[Front-end source files]

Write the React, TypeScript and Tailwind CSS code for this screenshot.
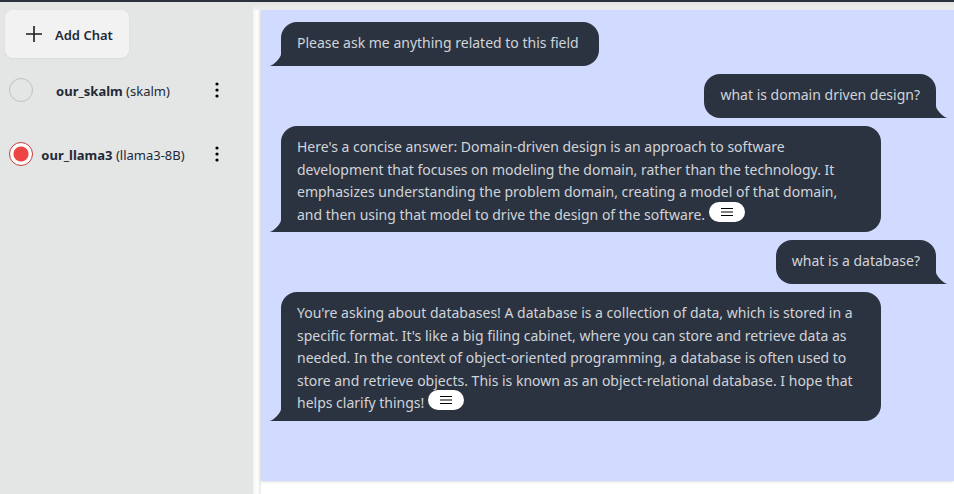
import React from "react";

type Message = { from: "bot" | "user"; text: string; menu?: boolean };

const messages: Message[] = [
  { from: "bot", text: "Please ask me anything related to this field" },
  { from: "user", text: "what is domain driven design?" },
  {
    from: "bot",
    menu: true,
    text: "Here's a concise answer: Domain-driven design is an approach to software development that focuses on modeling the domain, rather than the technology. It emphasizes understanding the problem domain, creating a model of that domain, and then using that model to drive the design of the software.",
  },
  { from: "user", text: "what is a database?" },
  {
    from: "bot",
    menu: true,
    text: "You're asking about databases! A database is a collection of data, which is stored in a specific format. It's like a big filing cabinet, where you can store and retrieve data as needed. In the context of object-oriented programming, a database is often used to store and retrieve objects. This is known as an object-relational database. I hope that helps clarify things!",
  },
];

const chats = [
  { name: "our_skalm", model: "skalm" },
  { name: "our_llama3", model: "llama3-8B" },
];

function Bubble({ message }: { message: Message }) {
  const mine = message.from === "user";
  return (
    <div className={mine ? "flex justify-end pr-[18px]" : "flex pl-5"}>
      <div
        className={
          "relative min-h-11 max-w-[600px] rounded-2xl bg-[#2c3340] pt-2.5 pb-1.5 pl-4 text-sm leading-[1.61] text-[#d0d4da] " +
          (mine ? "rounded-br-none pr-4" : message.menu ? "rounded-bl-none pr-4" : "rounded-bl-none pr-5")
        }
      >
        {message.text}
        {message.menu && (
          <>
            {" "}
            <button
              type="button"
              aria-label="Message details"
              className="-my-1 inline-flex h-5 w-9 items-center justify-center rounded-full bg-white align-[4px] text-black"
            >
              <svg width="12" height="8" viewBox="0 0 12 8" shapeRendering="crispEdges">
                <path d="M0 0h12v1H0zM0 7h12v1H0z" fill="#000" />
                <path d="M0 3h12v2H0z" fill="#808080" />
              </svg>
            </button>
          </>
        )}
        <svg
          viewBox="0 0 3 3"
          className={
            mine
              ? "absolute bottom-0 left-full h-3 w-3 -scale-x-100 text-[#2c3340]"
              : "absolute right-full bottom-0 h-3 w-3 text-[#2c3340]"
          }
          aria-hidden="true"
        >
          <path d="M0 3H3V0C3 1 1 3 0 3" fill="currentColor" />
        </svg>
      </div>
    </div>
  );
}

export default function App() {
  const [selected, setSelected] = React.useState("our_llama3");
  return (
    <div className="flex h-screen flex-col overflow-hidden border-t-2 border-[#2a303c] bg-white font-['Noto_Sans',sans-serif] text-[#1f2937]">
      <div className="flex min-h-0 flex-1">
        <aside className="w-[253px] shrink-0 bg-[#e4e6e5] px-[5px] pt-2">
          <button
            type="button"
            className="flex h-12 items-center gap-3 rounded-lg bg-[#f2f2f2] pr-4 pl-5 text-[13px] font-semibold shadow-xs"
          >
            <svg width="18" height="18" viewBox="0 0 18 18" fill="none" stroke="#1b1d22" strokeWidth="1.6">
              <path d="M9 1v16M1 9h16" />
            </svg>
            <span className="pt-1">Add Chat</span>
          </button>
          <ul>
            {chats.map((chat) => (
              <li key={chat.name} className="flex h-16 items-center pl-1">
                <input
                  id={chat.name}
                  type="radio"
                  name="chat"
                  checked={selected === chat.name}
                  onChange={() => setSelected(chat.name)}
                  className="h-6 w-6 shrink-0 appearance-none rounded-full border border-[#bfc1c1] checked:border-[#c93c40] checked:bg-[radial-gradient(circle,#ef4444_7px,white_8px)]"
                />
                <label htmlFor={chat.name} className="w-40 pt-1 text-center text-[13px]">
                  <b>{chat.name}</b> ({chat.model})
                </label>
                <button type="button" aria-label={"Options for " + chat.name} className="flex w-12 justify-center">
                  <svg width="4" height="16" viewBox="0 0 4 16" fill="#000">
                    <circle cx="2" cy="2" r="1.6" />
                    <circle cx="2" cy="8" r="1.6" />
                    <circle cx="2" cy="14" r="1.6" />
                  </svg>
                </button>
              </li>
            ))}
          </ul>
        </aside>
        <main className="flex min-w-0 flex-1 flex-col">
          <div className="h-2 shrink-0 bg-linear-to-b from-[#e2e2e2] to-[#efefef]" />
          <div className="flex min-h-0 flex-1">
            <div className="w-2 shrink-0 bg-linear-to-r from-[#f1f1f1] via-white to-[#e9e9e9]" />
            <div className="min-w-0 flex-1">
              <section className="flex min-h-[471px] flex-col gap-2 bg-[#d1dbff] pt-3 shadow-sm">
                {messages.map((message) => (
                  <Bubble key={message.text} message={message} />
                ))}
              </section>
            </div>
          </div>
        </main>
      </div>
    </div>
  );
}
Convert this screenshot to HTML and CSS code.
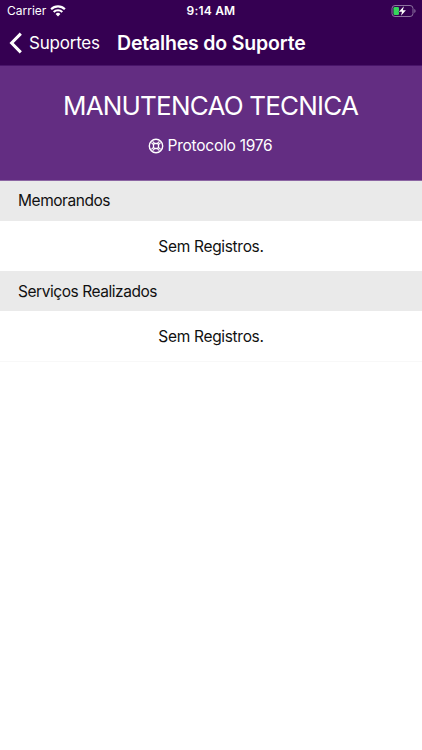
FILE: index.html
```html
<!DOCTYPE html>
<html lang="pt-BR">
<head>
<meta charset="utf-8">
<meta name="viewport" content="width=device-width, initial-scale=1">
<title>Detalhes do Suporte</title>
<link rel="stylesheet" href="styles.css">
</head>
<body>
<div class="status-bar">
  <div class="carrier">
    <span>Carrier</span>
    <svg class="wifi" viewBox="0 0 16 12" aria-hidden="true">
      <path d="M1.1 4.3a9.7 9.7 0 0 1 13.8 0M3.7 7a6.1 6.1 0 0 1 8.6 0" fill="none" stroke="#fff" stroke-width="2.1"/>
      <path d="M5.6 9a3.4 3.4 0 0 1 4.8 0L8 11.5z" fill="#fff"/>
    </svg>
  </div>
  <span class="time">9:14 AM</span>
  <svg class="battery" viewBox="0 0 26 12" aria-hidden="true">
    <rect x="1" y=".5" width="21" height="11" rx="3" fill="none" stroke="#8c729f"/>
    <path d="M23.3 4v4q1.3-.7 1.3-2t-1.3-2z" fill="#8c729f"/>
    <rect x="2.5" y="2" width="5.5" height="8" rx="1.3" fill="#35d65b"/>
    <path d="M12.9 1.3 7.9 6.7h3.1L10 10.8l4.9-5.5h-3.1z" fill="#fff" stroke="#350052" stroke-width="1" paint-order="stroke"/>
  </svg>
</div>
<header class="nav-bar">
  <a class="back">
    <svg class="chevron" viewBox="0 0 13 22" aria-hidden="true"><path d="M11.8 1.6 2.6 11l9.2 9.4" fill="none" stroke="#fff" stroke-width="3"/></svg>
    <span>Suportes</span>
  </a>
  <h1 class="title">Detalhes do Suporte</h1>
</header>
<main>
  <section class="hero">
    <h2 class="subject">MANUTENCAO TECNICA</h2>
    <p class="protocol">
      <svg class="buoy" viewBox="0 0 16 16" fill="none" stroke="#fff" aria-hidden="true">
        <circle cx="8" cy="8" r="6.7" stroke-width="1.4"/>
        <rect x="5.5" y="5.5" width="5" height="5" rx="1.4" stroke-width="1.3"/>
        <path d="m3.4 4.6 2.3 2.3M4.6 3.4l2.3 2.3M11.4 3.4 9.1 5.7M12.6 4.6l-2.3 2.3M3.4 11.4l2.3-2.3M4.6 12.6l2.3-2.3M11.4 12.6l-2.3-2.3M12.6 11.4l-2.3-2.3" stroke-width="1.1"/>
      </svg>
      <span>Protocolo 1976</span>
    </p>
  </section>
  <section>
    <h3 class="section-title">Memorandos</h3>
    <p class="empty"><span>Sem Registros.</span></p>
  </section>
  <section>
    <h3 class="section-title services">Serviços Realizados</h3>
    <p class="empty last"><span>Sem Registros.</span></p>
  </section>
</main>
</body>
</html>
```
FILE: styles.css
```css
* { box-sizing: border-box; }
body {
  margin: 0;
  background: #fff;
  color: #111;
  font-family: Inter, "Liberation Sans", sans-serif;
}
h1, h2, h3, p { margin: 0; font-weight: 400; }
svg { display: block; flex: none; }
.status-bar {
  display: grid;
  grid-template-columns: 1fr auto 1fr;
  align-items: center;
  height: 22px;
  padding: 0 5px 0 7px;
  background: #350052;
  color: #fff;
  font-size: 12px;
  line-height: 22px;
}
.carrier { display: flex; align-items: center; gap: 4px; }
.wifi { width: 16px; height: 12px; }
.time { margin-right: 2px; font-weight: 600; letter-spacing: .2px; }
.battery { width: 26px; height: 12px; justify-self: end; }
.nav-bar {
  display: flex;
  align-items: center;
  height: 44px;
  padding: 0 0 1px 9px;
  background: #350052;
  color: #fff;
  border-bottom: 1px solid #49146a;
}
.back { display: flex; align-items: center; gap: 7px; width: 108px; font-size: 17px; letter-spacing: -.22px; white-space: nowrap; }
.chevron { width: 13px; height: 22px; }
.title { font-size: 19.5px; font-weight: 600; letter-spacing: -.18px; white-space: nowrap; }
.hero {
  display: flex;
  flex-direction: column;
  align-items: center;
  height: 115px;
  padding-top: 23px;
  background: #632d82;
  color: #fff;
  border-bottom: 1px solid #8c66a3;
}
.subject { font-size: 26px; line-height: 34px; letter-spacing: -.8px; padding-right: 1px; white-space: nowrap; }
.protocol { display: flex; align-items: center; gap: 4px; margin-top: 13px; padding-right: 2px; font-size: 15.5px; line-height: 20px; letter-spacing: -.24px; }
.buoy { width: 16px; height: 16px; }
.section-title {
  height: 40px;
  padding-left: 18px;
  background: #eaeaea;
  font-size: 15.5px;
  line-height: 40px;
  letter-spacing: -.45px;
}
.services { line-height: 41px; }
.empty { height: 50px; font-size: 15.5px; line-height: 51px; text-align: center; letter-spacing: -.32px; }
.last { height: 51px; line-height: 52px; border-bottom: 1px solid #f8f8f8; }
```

→ INSTRUCTIONS FOR THE TASK
Repeat word for word the lines above, from the first entry through the line containing "string; menu?: boolean", with both ends kept and the pictures dropped.

→ WRITTEN ANSWER
Write the React, TypeScript and Tailwind CSS code for this screenshot.
import React from "react";

type Message = { from: "bot" | "user"; text: string; menu?: boolean };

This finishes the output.